Why does a function $f(x)$ have to be bijective in order to have a $f^{-1}(x)$ (in Euclidean plane)?

Question

Yes, the title explains itself. I have no take on this one, or insights for that matter. For example, why isn't it enough for a certain function to be injective to have its $f^{-1}(x)$?

Answer 1

It is the matter of the nuances of definitions.

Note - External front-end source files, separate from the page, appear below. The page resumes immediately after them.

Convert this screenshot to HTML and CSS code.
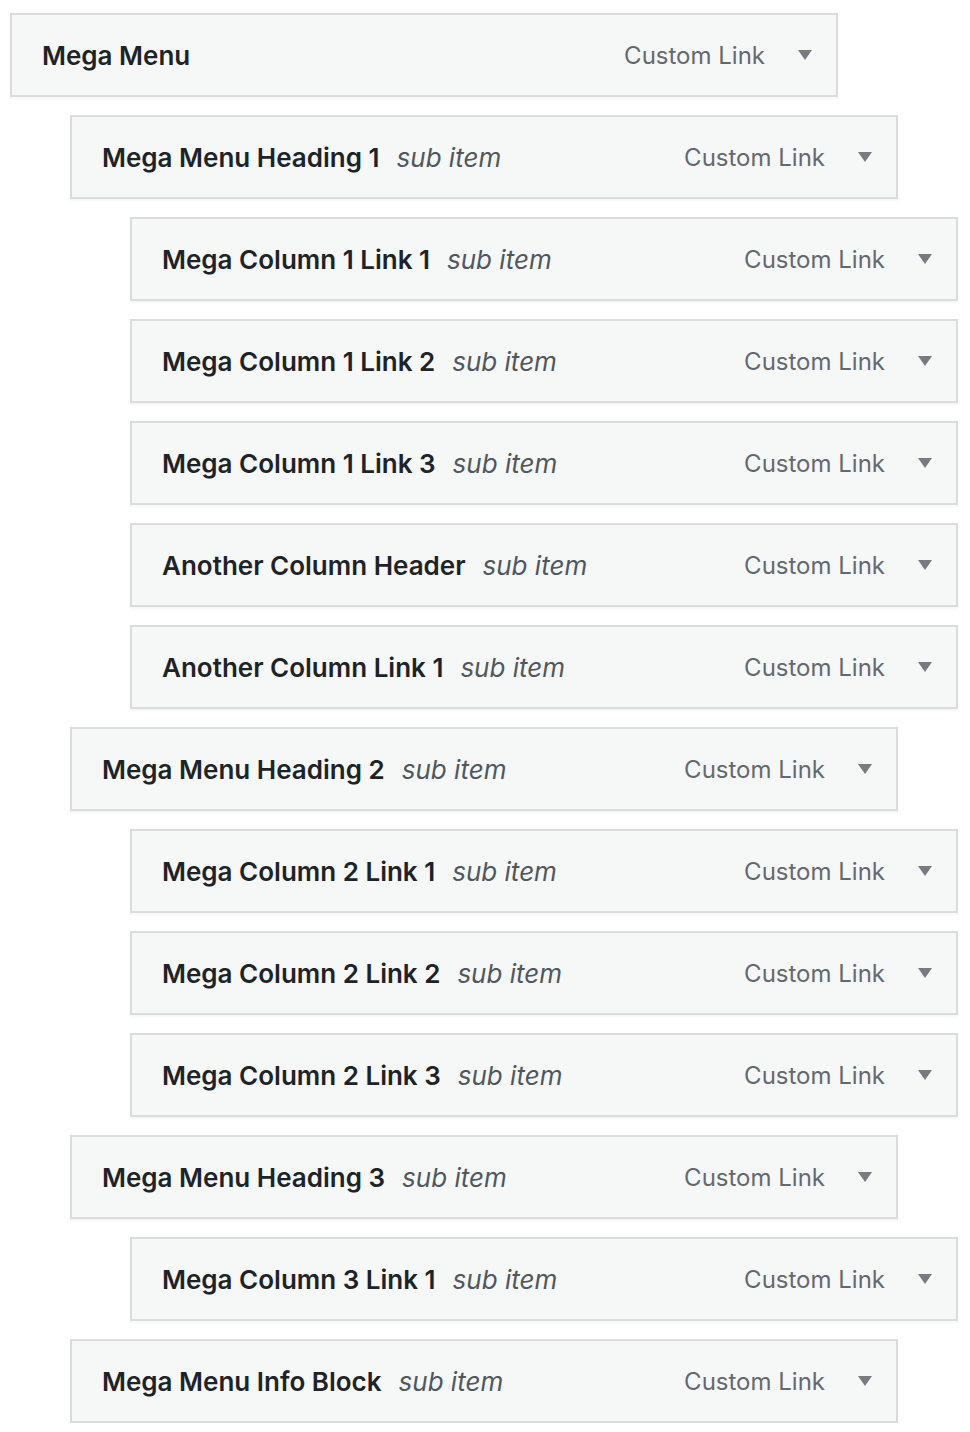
FILE: index.html
```html
<!DOCTYPE html>
<html lang="en">
<head>
<meta charset="utf-8">
<title>Menu structure</title>
<link rel="stylesheet" href="styles.css">
</head>
<body>
<ul class="menu">
  <li class="item depth-0"><div class="handle"><span class="title">Mega Menu</span><span class="controls"><span class="type">Custom Link</span><span class="toggle"></span></span></div></li>
  <li class="item depth-1"><div class="handle"><span class="title">Mega Menu Heading 1<span class="sub">sub item</span></span><span class="controls"><span class="type">Custom Link</span><span class="toggle"></span></span></div></li>
  <li class="item depth-2"><div class="handle"><span class="title">Mega Column 1 Link 1<span class="sub">sub item</span></span><span class="controls"><span class="type">Custom Link</span><span class="toggle"></span></span></div></li>
  <li class="item depth-2"><div class="handle"><span class="title">Mega Column 1 Link 2<span class="sub">sub item</span></span><span class="controls"><span class="type">Custom Link</span><span class="toggle"></span></span></div></li>
  <li class="item depth-2"><div class="handle"><span class="title">Mega Column 1 Link 3<span class="sub">sub item</span></span><span class="controls"><span class="type">Custom Link</span><span class="toggle"></span></span></div></li>
  <li class="item depth-2"><div class="handle"><span class="title">Another Column Header<span class="sub">sub item</span></span><span class="controls"><span class="type">Custom Link</span><span class="toggle"></span></span></div></li>
  <li class="item depth-2"><div class="handle"><span class="title">Another Column Link 1<span class="sub">sub item</span></span><span class="controls"><span class="type">Custom Link</span><span class="toggle"></span></span></div></li>
  <li class="item depth-1"><div class="handle"><span class="title">Mega Menu Heading 2<span class="sub">sub item</span></span><span class="controls"><span class="type">Custom Link</span><span class="toggle"></span></span></div></li>
  <li class="item depth-2"><div class="handle"><span class="title">Mega Column 2 Link 1<span class="sub">sub item</span></span><span class="controls"><span class="type">Custom Link</span><span class="toggle"></span></span></div></li>
  <li class="item depth-2"><div class="handle"><span class="title">Mega Column 2 Link 2<span class="sub">sub item</span></span><span class="controls"><span class="type">Custom Link</span><span class="toggle"></span></span></div></li>
  <li class="item depth-2"><div class="handle"><span class="title">Mega Column 2 Link 3<span class="sub">sub item</span></span><span class="controls"><span class="type">Custom Link</span><span class="toggle"></span></span></div></li>
  <li class="item depth-1"><div class="handle"><span class="title">Mega Menu Heading 3<span class="sub">sub item</span></span><span class="controls"><span class="type">Custom Link</span><span class="toggle"></span></span></div></li>
  <li class="item depth-2"><div class="handle"><span class="title">Mega Column 3 Link 1<span class="sub">sub item</span></span><span class="controls"><span class="type">Custom Link</span><span class="toggle"></span></span></div></li>
  <li class="item depth-1"><div class="handle"><span class="title">Mega Menu Info Block<span class="sub">sub item</span></span><span class="controls"><span class="type">Custom Link</span><span class="toggle"></span></span></div></li>
</ul>
</body>
</html>
```

FILE: styles.css
```css
html, body {
  margin: 0;
  padding: 0;
  background: #ffffff;
}

body {
  font-family: Inter, "Noto Sans", "Liberation Sans", sans-serif;
  color: #1d2327;
}

.menu {
  list-style: none;
  margin: 0;
  padding: 13px 0 0 10px;
  display: flex;
  flex-direction: column;
  gap: 18px;
}

.item {
  width: 828px;
}

.depth-1 { margin-left: 60px; }
.depth-2 { margin-left: 120px; }

.handle {
  box-sizing: border-box;
  width: 828px;
  display: flex;
  align-items: center;
  justify-content: space-between;
  padding: 21px 24px 19px 30px;
  border: 2px solid #dcdcde;
  background: #f6f7f7;
  box-shadow: 0 2px 2px rgba(0, 0, 0, 0.04);
  line-height: 40px;
}

.title {
  font-size: 26px;
  font-weight: 600;
  color: #1d2327;
  white-space: nowrap;
}

.sub {
  margin-left: 17px;
  font-style: italic;
  font-weight: 400;
  color: #50575e;
}

.controls {
  display: flex;
  align-items: center;
  gap: 33px;
}

.type {
  font-size: 24px;
  color: #646970;
}

.toggle {
  width: 0;
  height: 0;
  margin-bottom: 2px;
  border-left: 7.5px solid transparent;
  border-right: 7.5px solid transparent;
  border-top: 10px solid #787c82;
}
```
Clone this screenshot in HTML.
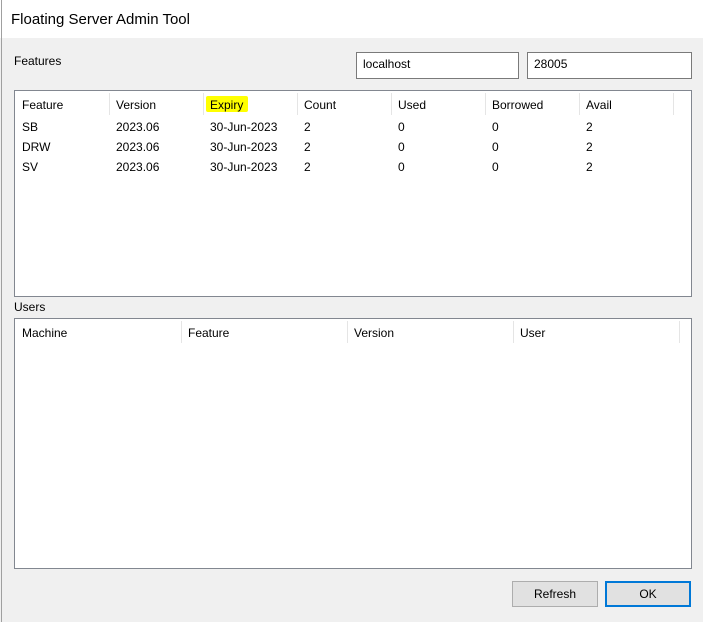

If a function from a domain $A$ to a codomain $B$ is merely a subset of $A\times B$, as in the Wikipedia definition, then the function does not "encode" $B$. You end up with the same set of pairs regardless of whether you view $f$ as a function of $A$ to $B$, or of $A$ to a superset $B'\supset B$, or of $A$ to $f(A)=\{f(a)\mid a\in A\}$. In that sense, you are right, you can invert $f$ as a relation, and the result is a function if and only if $f$ was injective.

On the other hand, it is often argued (and this is how I was taught functions in my youth) that it is necessary for the function to "encode"/specify both its domain and its codomain too. For example (I think this probably comes from Bourbaki), a function is defined as a triplet $(f,A,B)$, where $f$ is a function in the previous sense, and $A, B$ are the domain and the codomain, respectively. Then, the inverse $f^{-1}$ exists, as a function $B\to A$ if and only if both it exists in the previous sense, and $f(A)=B$, i.e. $f$ is bijective.

As it turns out, most of the time, even intuitively, we regard the functions as defined in the second definition above (certainly not the first definition), or something similar that encodes the codomain. We implicitly assume that the function "knows" its codomain somehow, i.e. the function is not just a set of ordered pairs, but it also "knows" which (potentially larger) set the images belong to. Thus the requirement for $f^{-1}$ to exist is $f$ to be bijective, not merely injective.

Answer 2

Surjectivity is necessary to define $f^{-1}$ over $\mathbb R$, and injectivity is necessary to define the map $f^{-1}$ as a function. In fact if $f$ is not surjective then $\exists x\in \mathbb R$ such that $x\notin f(\mathbb R)$ then $f^{-1}(x)=\emptyset$. If $\exists x_1, x_2$ such that $f(x_1)=f(x_2)$ then $x_1, x_2\in f^{-1}(f(x_1))$, then it's not generally a funcion.